Visit Cherokee North Carolina

Tony • published July 9, 2010 12:15 am

The outdoor drama “Unto These Hills” is back on stage for the summer in Cherokee, but some may be wondering which version they will be seeing.

Not the Kermit Hunter original, which opened July 1, 1950, and ran for decades at Mountainside Theatre in Cherokee. Nor the dramatically different 2006 rewrite by Hanay Geiogamah, in which almost all of the past show was swept away except the title.

And there were major rewrites in 2007 and 2008. The current production is credited to Linda Squirrel.

“There are tiny tweaks; we have moved a scene or two around, but this is the same show as last year,” said John Tissue, director the Cherokee Historical Association, which produces the pageant.

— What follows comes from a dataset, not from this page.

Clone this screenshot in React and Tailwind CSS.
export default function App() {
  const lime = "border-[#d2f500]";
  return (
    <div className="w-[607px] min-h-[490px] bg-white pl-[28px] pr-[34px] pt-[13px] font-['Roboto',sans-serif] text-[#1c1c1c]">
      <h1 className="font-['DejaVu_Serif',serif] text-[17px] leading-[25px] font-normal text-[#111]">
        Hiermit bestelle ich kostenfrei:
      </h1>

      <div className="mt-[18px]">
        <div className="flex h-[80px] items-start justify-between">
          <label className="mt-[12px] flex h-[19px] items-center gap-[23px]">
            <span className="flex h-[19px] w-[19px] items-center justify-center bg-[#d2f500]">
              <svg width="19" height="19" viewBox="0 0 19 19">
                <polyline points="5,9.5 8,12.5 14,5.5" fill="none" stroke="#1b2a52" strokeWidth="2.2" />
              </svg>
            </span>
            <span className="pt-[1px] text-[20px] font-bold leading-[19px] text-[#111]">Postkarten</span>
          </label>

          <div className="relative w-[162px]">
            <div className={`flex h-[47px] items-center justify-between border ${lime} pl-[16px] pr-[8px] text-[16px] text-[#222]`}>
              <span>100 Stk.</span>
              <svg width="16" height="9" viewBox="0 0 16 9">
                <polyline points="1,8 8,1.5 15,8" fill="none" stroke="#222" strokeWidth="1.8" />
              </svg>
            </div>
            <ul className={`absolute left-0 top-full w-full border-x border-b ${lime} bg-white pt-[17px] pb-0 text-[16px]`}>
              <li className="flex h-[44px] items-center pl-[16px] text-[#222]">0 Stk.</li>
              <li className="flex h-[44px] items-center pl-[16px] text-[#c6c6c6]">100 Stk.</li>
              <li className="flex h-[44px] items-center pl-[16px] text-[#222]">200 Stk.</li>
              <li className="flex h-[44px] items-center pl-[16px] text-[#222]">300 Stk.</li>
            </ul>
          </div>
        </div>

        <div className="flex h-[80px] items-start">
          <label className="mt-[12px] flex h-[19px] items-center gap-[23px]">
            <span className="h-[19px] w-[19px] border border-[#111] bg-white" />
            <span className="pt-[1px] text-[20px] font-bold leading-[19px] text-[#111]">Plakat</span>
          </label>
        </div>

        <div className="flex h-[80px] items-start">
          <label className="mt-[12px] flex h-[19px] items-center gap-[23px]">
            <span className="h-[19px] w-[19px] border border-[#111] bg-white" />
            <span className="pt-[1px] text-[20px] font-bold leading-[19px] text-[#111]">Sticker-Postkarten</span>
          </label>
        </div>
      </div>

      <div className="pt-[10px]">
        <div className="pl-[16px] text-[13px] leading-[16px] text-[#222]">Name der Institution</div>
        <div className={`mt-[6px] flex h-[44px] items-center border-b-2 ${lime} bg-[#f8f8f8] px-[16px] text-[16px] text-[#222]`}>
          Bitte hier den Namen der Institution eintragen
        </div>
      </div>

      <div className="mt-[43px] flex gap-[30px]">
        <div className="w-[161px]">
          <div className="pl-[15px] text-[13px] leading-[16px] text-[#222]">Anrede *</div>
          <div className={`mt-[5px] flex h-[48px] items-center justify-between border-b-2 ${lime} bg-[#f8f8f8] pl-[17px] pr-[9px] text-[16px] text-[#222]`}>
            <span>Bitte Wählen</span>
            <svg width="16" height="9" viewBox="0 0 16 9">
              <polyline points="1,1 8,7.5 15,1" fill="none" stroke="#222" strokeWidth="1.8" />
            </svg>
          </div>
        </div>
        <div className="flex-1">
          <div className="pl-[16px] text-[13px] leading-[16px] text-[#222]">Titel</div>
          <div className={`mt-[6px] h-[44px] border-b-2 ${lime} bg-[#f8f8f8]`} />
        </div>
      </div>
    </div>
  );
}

“This is a beautiful Cherokee story, told by the only people who can accurately tell it: the Cherokee,” he said. “Most of the cast is Cherokee. The director (Eddie Swimmer) is a Cherokee. This is a real story, a personal story.”

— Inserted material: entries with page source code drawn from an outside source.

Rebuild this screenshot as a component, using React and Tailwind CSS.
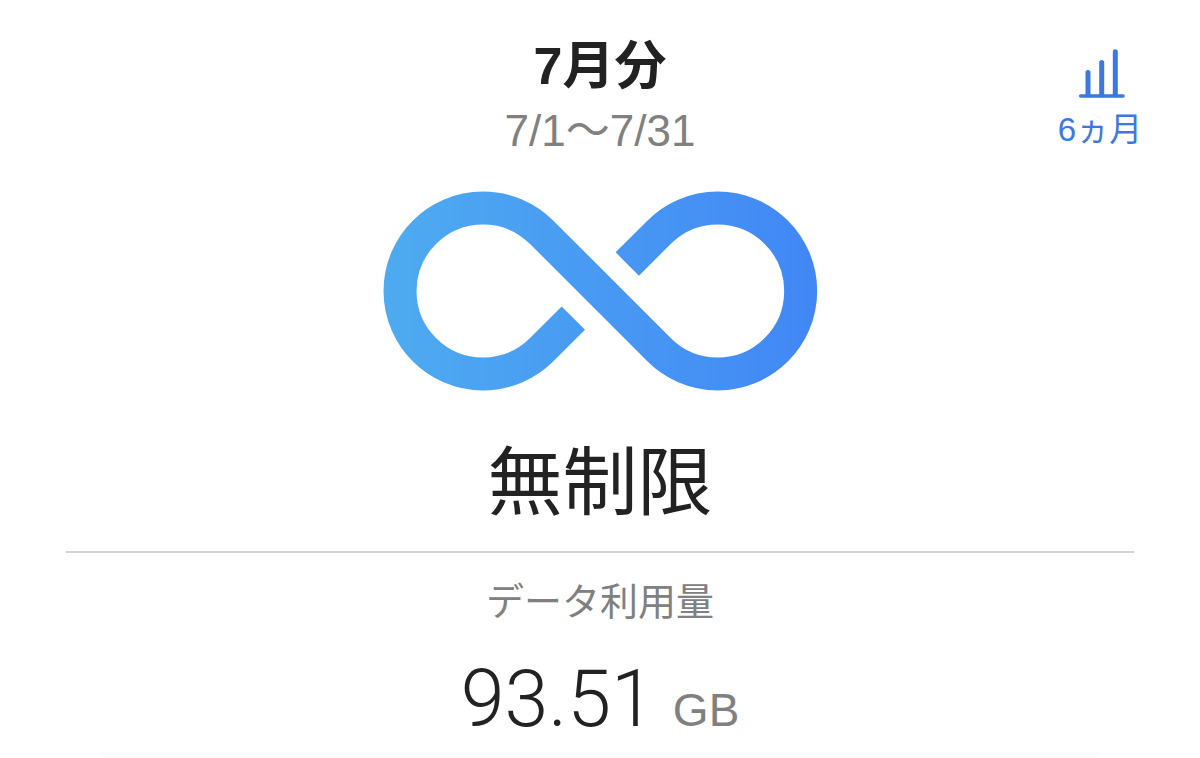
const CJK = "font-['Noto_Sans_CJK_JP','Noto_Sans',sans-serif]";

const BarsIcon = () => (
  <svg width="52" height="50" viewBox="0 0 52 50" fill="none" stroke="#3b78e0" strokeLinecap="round">
    <path d="M14 24.5V47M27.7 14.5V47M41.3 3.8V47" strokeWidth="5" />
    <path d="M6.7 48H49" strokeWidth="3.6" />
  </svg>
);

const InfinityLogo = () => (
  <svg width="436" height="200" viewBox="382 191.5 436 200" fill="none">
    <defs>
      <linearGradient id="inf" gradientUnits="userSpaceOnUse" x1="384" y1="0" x2="817" y2="0">
        <stop offset="0" stopColor="#4eabf0" />
        <stop offset="1" stopColor="#4187f5" />
      </linearGradient>
    </defs>
    <path
      d="M573.3 318.6L541.7 350.2A83 83 0 1 1 541.7 232.8L659 350.2A83 83 0 1 0 659 232.8L627.3 264.5"
      stroke="url(#inf)"
      strokeWidth="33"
    />
  </svg>
);

export default function App() {
  return (
    <div className={`w-[1200px] h-[758px] overflow-hidden bg-white flex flex-col ${CJK}`}>
      <div className="grid grid-cols-[1fr_auto_1fr] pt-[36px] px-[58px]">
        <div />
        <div className="flex flex-col items-center">
          <h1 className="text-[52px] leading-[60px] font-bold text-[#222222] font-['Liberation_Sans','Noto_Sans_CJK_JP',sans-serif]">7月分</h1>
          <p className="mt-[9px] text-[44px] leading-[52px] text-[#808080] font-['Liberation_Sans','Noto_Sans_CJK_JP',sans-serif]">7/1〜7/31</p>
        </div>
        <div className="flex flex-col items-end">
          <div className="flex flex-col items-center w-[84px] mt-[12px] text-[#3b78e0]">
            <BarsIcon />
            <span className="mt-[11px] text-[33px] leading-[42px] whitespace-nowrap font-['Liberation_Sans','Noto_Sans_CJK_JP',sans-serif]">6ヵ月</span>
          </div>
        </div>
      </div>

      <div className="flex justify-center mt-[34px]">
        <InfinityLogo />
      </div>

      <div className="mt-[36px] text-center text-[75px] leading-[100px] text-[#222222]">無制限</div>

      <div className="mx-[66px] mt-[24px] h-[2px] bg-[#d4d4d4]" />

      <div className="mt-[18px] text-center text-[38px] leading-[56px] text-[#808080]">データ利用量</div>

      <div className="mt-[30px] flex justify-center items-baseline gap-[18px] leading-[84px]">
        <span className="text-[79px] font-light text-[#222222] font-['Roboto',sans-serif]">93.51</span>
        <span className="text-[46px] text-[#808080] font-['Liberation_Sans',sans-serif]">GB</span>
      </div>

      <div className="mx-[100px] flex-1 bg-[#fcfcfc]" />
    </div>
  );
}
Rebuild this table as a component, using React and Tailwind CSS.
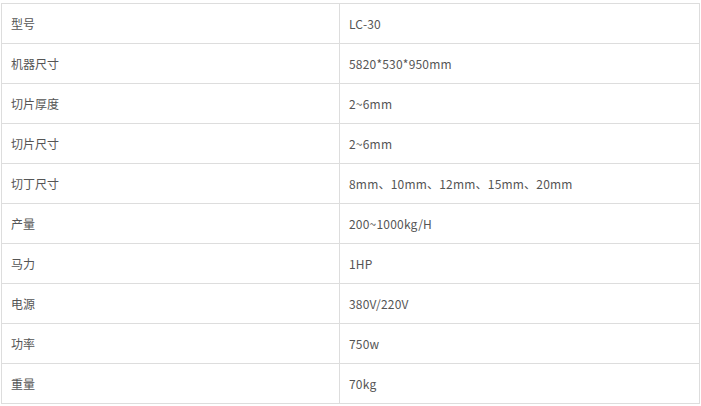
import React from 'react';

const rows = [
  ['型号', 'LC-30'],
  ['机器尺寸', '5820*530*950mm'],
  ['切片厚度', '2~6mm'],
  ['切片尺寸', '2~6mm'],
  ['切丁尺寸', '8mm、10mm、12mm、15mm、20mm'],
  ['产量', '200~1000kg/H'],
  ['马力', '1HP'],
  ['电源', '380V/220V'],
  ['功率', '750w'],
  ['重量', '70kg'],
];

const App = () => {
  return (
    <div className="min-h-screen bg-white pl-px pt-[3px]">
      <div
        className="w-[699px] border-l border-t border-[#dddddd] text-[12px] text-[#555555]"
        style={{ fontFamily: '"Noto Sans CJK SC", "Liberation Sans", sans-serif' }}
      >
        {rows.map(([label, value]) => (
          <div key={label} className="grid grid-cols-[338px_360px]">
            <div className="flex h-10 items-center border-b border-r border-[#dddddd] pl-[9px] pt-px">
              {label}
            </div>
            <div className="flex h-10 items-center border-b border-r border-[#dddddd] pl-[9px] pt-px tracking-[0.2px]">
              {value}
            </div>
          </div>
        ))}
      </div>
    </div>
  );
};

export default App;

At the heart of the piece is the Cherokee’s forced removal from the mountains along the notorious and deadly Trail of Tears.

“Unto These Hills” has pulled more than 6 million customers since opening. Attendance slipped to just less than 50,000 last summer, not like the glory years when maybe twice as many would attend in a year, but still a nice turnout for live theater. The drama remains “the face of Cherokee,” Tissue said.

“Back in the day, it was jobs, and it stimulated the economy, and it helped build the tourism industry here in Cherokee,” he said, “Now, it’s less about jobs and more about preserving the (Cherokee) culture.”

When the show opened in the summer of 1950, the entertainment world was a far different place. And so was Cherokee. Such radio shows as “Fibber McGee and Molly” and “Suspense” crackled over the airwaves. Television had yet to arrive in the mountains. And the idea of the Internet was like something out of a science fiction movie. Show business has greatly changed since then, and so has Cherokee, which today is home to the popular Harrah’s Cherokee Casino. Outdoor dramas, which were extremely popular in the 1950s and ’60s, can seem a bit dated, Tissue said.

The shaky economy has also brought box office challenges.

“Our typical patron is fairly blue-collar,” Tissue said. “And that is the economy that is hurting the worst.”

To encourage visitation, Tissue has offered a discount — anyone buying tickets before 5 p.m. Thursdays-Saturdays get a $3 discount. The promotion will run for two more weekends, but Tissue is considering an extension.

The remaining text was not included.